While these businesses could do for themselves what tappi is doing for them, it could be a lot more expensive.
"One of our customers hired someone to build a website. They were paying X amount of money to have that website serviced every month, but the person suddenly vanished and they didn't have the login information.
"The problem most businesses have is finding that one person that is professional enough to do it." tappi essentially wants businesses to outsource getting on the Internet while they focus on offering great service.
Are service-based businesses worth it?
While a digital storefront and other solutions exist for retail businesses, Griffith pointed out that creating a platform that caters to businesses in the service industry is just as profitable.
He said most service-based businesses, like barbing, for instance, offer recurring services, unlike retail businesses that could need new customers frequently.
Africa's food and services market size reached an estimated $5 billion in 2023 and is projected to grow a lot more in coming years. tappi is tapping into this market and has some traction to show for it since it started in 2022.
Total transactions on the platform have reached $3.4 million and businesses have serviced 180k customers through the platform. Investors backed tappi with a $1.5 million pre-seed in December 2024.
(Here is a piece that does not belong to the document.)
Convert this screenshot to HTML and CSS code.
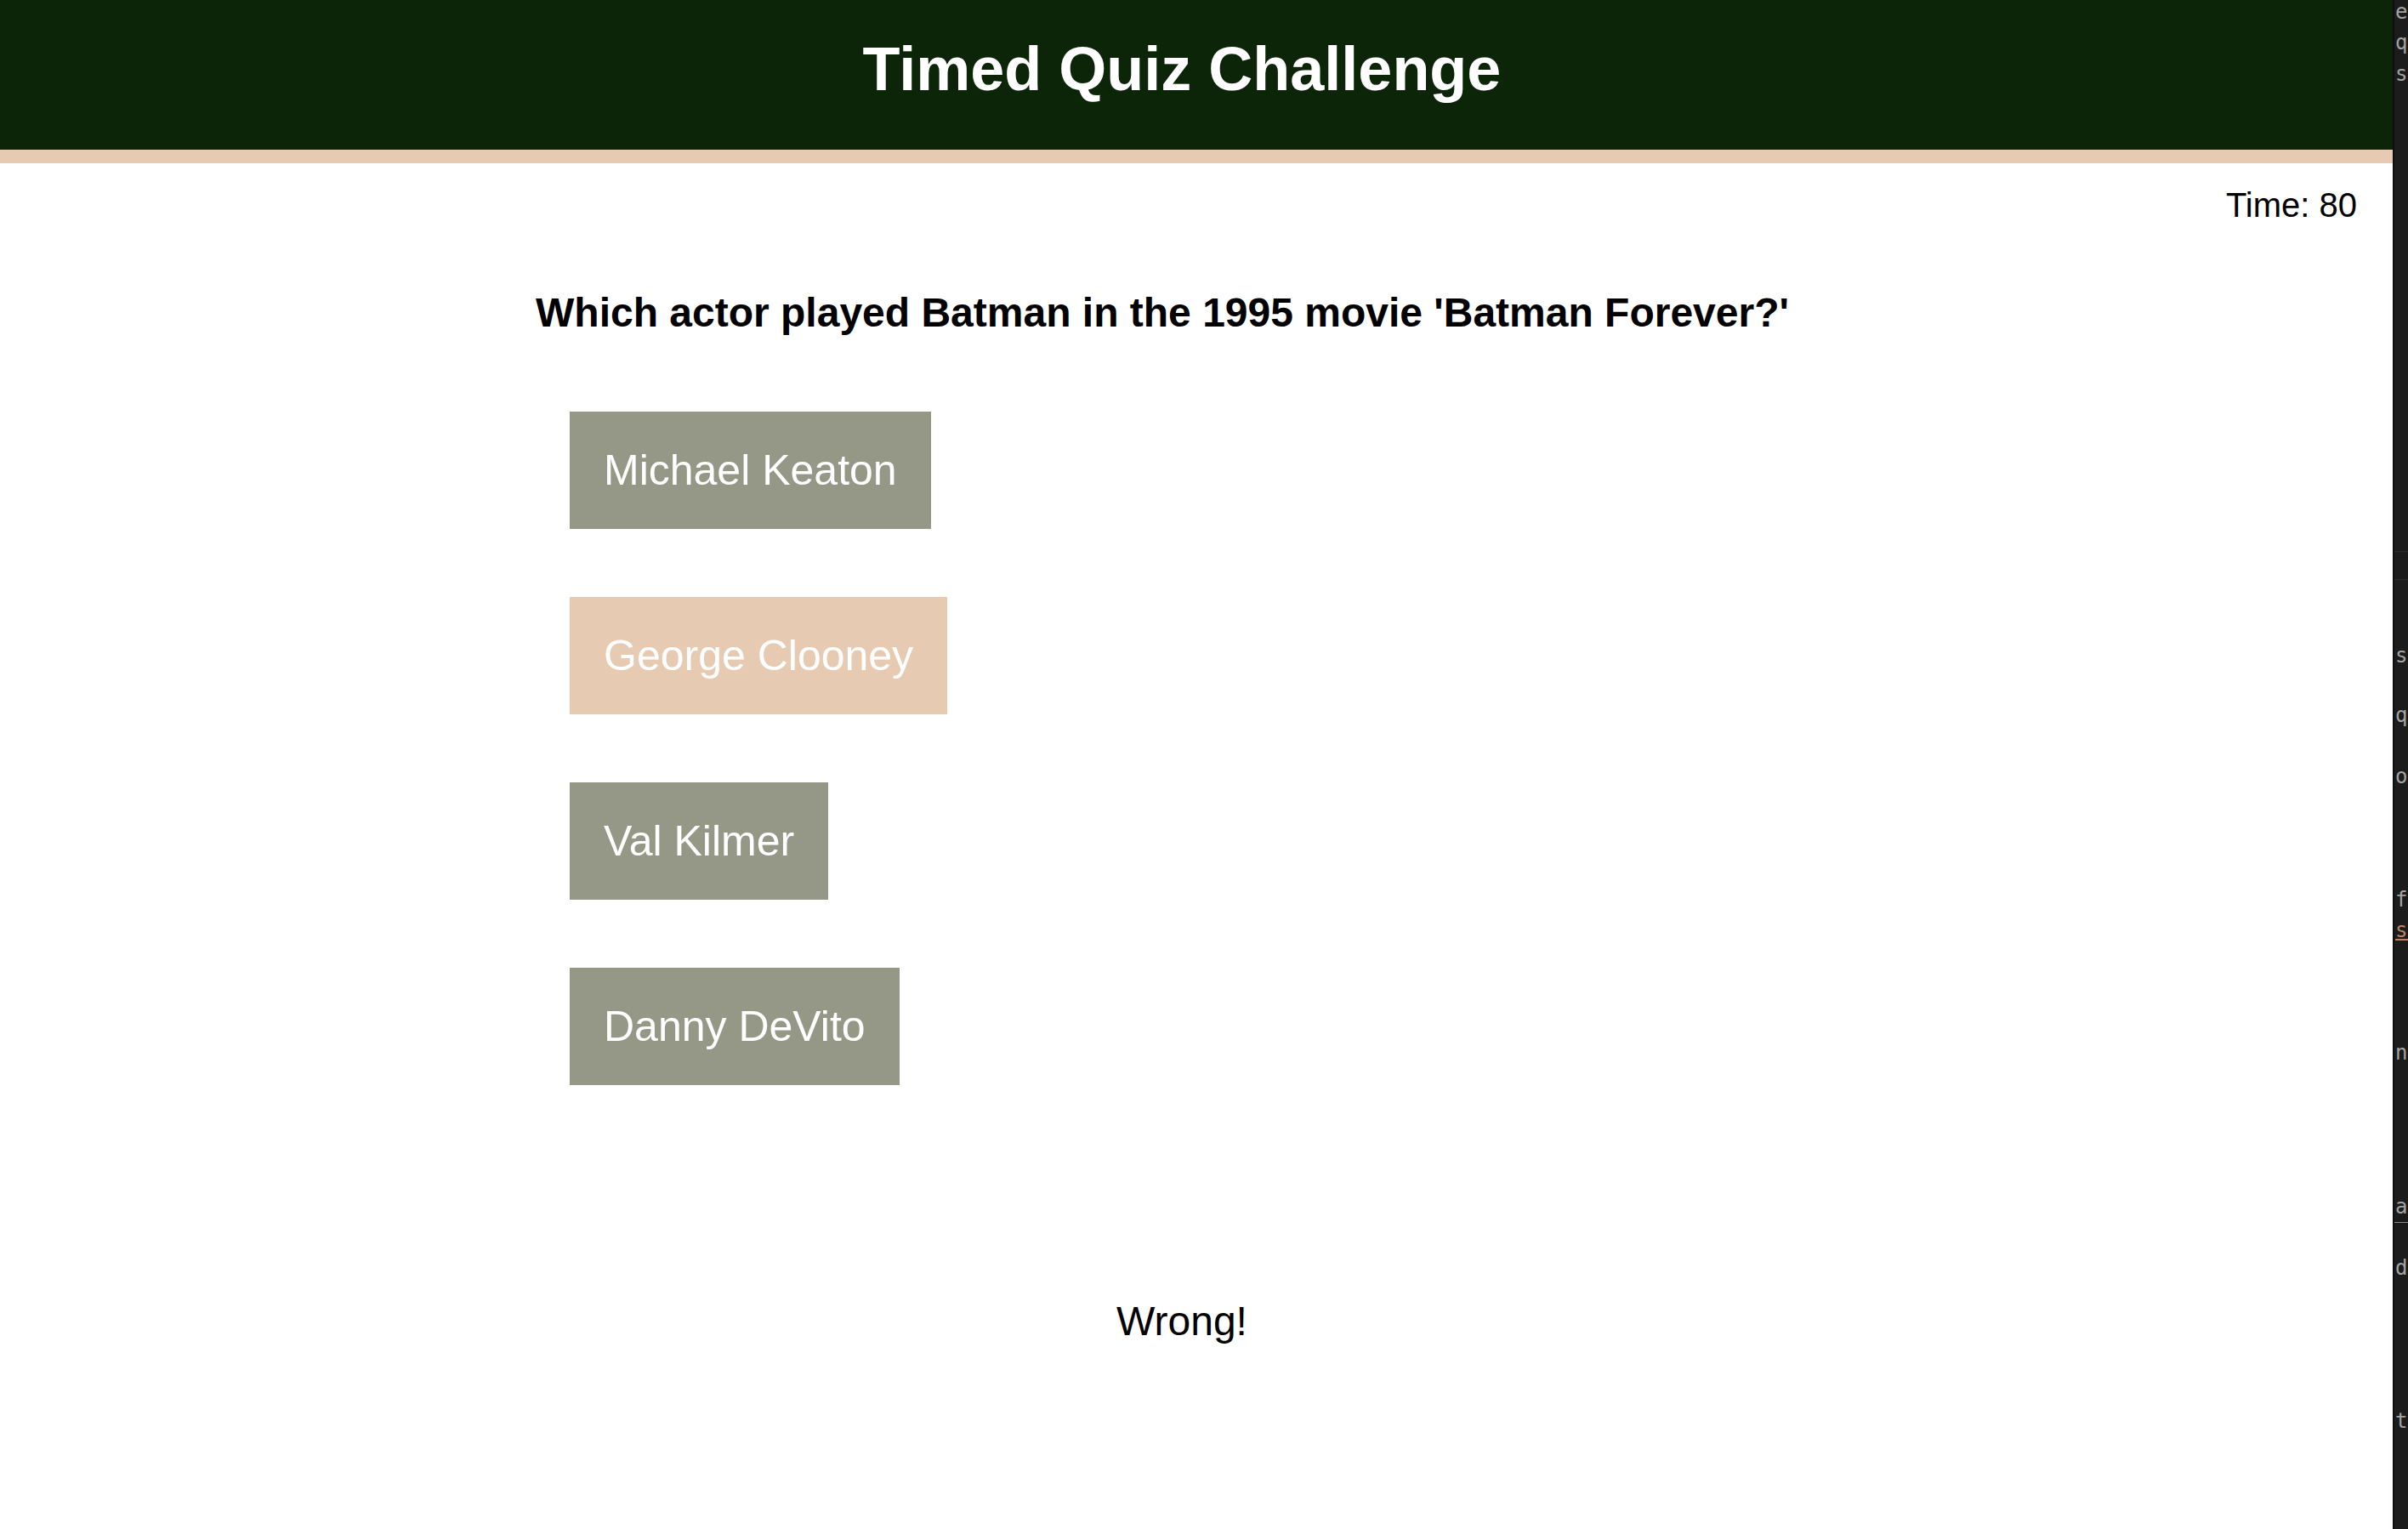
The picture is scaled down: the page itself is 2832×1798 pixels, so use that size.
FILE: index.html
```html
<!DOCTYPE html>
<html lang="en">
<head>
<meta charset="utf-8">
<title>Timed Quiz Challenge</title>
<link rel="stylesheet" href="styles.css">
</head>
<body>
<div class="page">
  <main class="app">
    <header class="site-header">
      <h1 class="site-title">Timed Quiz Challenge</h1>
    </header>
    <div class="timer">Time: 80</div>
    <section class="quiz">
      <h2 class="question">Which actor played Batman in the 1995 movie 'Batman Forever?'</h2>
      <ul class="choices">
        <li><button class="choice">Michael Keaton</button></li>
        <li><button class="choice choice--hover">George Clooney</button></li>
        <li><button class="choice">Val Kilmer</button></li>
        <li><button class="choice">Danny DeVito</button></li>
      </ul>
    </section>
    <p class="feedback">Wrong!</p>
  </main>
  <aside class="devtools">
    <div class="dt-line dt-l1">e</div>
    <div class="dt-line dt-l2">qu</div>
    <div class="dt-line dt-l3">se</div>
    <div class="dt-band"></div>
    <div class="dt-line dt-l4">s</div>
    <div class="dt-line dt-l5">qu</div>
    <div class="dt-line dt-l6">o</div>
    <div class="dt-line dt-l7">f</div>
    <div class="dt-line dt-l8"><span class="dt-link">se</span></div>
    <div class="dt-line dt-l9">nu</div>
    <div class="dt-line dt-l10 dt-rule">ar</div>
    <div class="dt-line dt-l11">de</div>
    <div class="dt-line dt-l12">t</div>
  </aside>
</div>
</body>
</html>
```

FILE: styles.css
```css
html, body {
  margin: 0;
  padding: 0;
}

body {
  font-family: "Liberation Sans", Arial, Helvetica, sans-serif;
  background: #ffffff;
  color: #000000;
}

.page {
  display: flex;
  height: 1798px;
  overflow: hidden;
}

.app {
  flex: 1;
  min-width: 0;
}

.site-header {
  background: #0c2407;
  border-bottom: 16px solid #e6cbb2;
  padding: 40px 34px 53px 0;
  text-align: center;
}

.site-title {
  margin: 0;
  font-size: 72px;
  line-height: 83px;
  font-weight: bold;
  color: #ffffff;
}

.timer {
  text-align: right;
  font-size: 40px;
  line-height: 46px;
  padding: 26px 42px 0 0;
}

.quiz {
  width: 1554px;
  margin: 76px auto 0;
}

.question {
  margin: 0;
  font-size: 48px;
  line-height: 55px;
  font-weight: bold;
}

.choices {
  list-style: none;
  margin: 89px 0 0;
  padding: 0 0 0 40px;
  display: flex;
  flex-direction: column;
  align-items: flex-start;
  gap: 80px;
}

.choices li {
  margin: 0;
  padding: 0;
}

.choice {
  display: block;
  font-family: "Liberation Sans", Arial, Helvetica, sans-serif;
  font-size: 50px;
  line-height: 58px;
  padding: 40px;
  margin: 0;
  border: none;
  background: #959886;
  color: #ffffff;
  cursor: pointer;
}

.choice--hover {
  background: #e6cbb2;
}

.feedback {
  margin: 250px 0 0;
  padding-right: 34px;
  text-align: center;
  font-size: 48px;
  line-height: 55px;
}

.devtools {
  width: 16px;
  flex: none;
  background: #1c1c1c;
  border-left: 2px solid #0e0e0e;
  overflow: hidden;
  white-space: nowrap;
  font-family: "DejaVu Sans Mono", "Liberation Mono", monospace;
  font-size: 24px;
  color: #a3a3a3;
}

.dt-line {
  height: 36px;
  line-height: 36px;
  padding-left: 1px;
}

.dt-l1 { margin-top: -4px; }
.dt-l2 { margin-top: 0; }
.dt-l3 { margin-top: 1px; }
.dt-band {
  margin-top: 543px;
  height: 32px;
  border-top: 1px solid #2c2c2c;
  border-bottom: 1px solid #2c2c2c;
}
.dt-l4 { margin-top: 71px; }
.dt-l5 { margin-top: 34px; }
.dt-l6 { margin-top: 36px; }
.dt-l7 { margin-top: 109px; }
.dt-l8 { margin-top: 0; }
.dt-l9 { margin-top: 108px; }
.dt-l10 { margin-top: 145px; }
.dt-l11 { margin-top: 35px; }
.dt-l12 { margin-top: 144px; }

.dt-link {
  color: #b7836a;
  text-decoration: underline;
}

.dt-rule {
  border-bottom: 1px solid #8a8a8a;
}
```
Griffith revealed then that the funding will go into three key areas: increasing its on-the-ground presence by hiring direct sales agents and "capitalising on its strong 90% retention rate."
The second area is exploring new partnerships with banks and fintech companies while strengthening current relationships with mobile operators, and the third is branding and marketing which will establish tappi as a trustworthy brand. Already, the startup has struck a partnership with Safaricom to support M-PESA’s network of 650,000 Kenyan micro, small, and medium enterprises (MSMEs) with its solution.
Before tappi, Griffith and Majanja founded Ajua, which provided retail, mobile, and big banks with customer experience management solutions. However, the co-founders transitioned to tappi when they realised they could serve the informal SME market on the continent.
“Ajua, being a profitable enterprise, continues to thrive under the leadership of the CEO, Richard Riley. Our passion for building tappi was driven by the desire to impact smaller businesses differently, leveraging the lessons and successes from Ajua building enterprise SaaS for over 10 years.”
The experience from Ajua is not the only thing Griffith is leveraging, he has a Ph.D. in Design and Computation from Massachusetts Institute of Technology (MIT) US, which he said was key in building Ajua and tappi.
However, building tappi into a profitable business like Ajua comes with unique challenges and the major one is getting people to pay for software as a service (SaaS).
tappi's solution to this is to bundle the subscription for the platform into other things the business already pays for. "
"A small business is already paying a monthly fee for their airtime, data, and even their bank fees. So we leaned into this and bundled our product into the data bundles of mobile operators. When you buy data bundle for your business, you're getting tappi."
Griffith is confident that this business model is scalable and all tappi needs is to onboard more businesses. Hopefully, he can replicate Ajua's success with tappi.